The research focuses on deep machine learning techniques, necessitating the collection of diverse Arabic sentences from Jordanian users with linguistic errors or in the local informal dialect, and annotating these sentences with their respective proper Arabic translations. The team aims to answer the central research question: What deep machine learning models and training techniques are suitable for efficiently correcting Arabic language mistakes and translating Jordanian dialect text to formal Arabic?
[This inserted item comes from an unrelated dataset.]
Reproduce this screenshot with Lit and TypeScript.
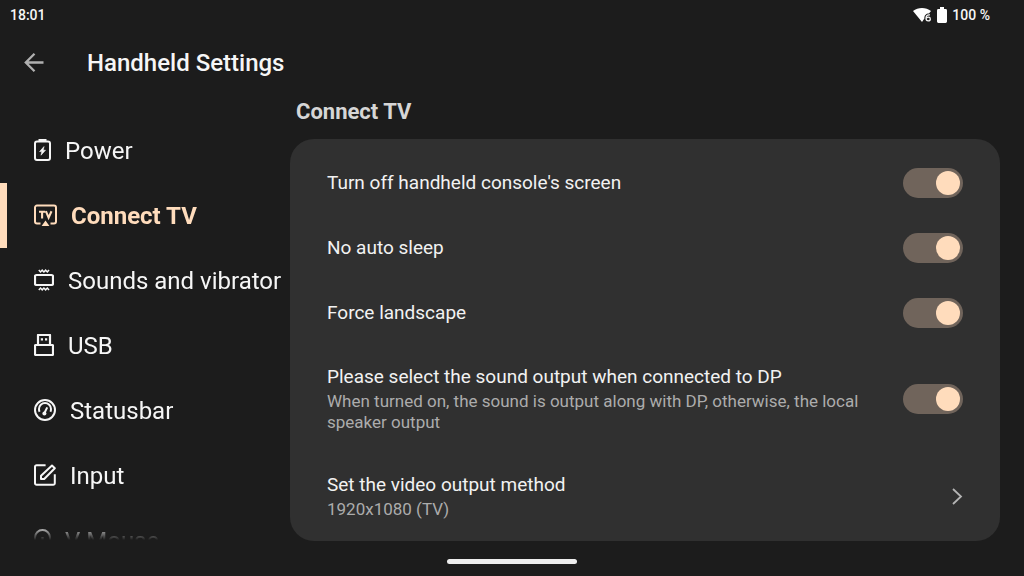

To overcome the challenge of acquiring many samples, the team plans to use synthetic samples and employ transfer learning methods. These approaches will facilitate the development of machine learning solutions to translate input text into valid and diacritized Arabic. The project has obtained high-performance workstations equipped with advanced hardware computation accelerators to expedite the training of deep learning experiments.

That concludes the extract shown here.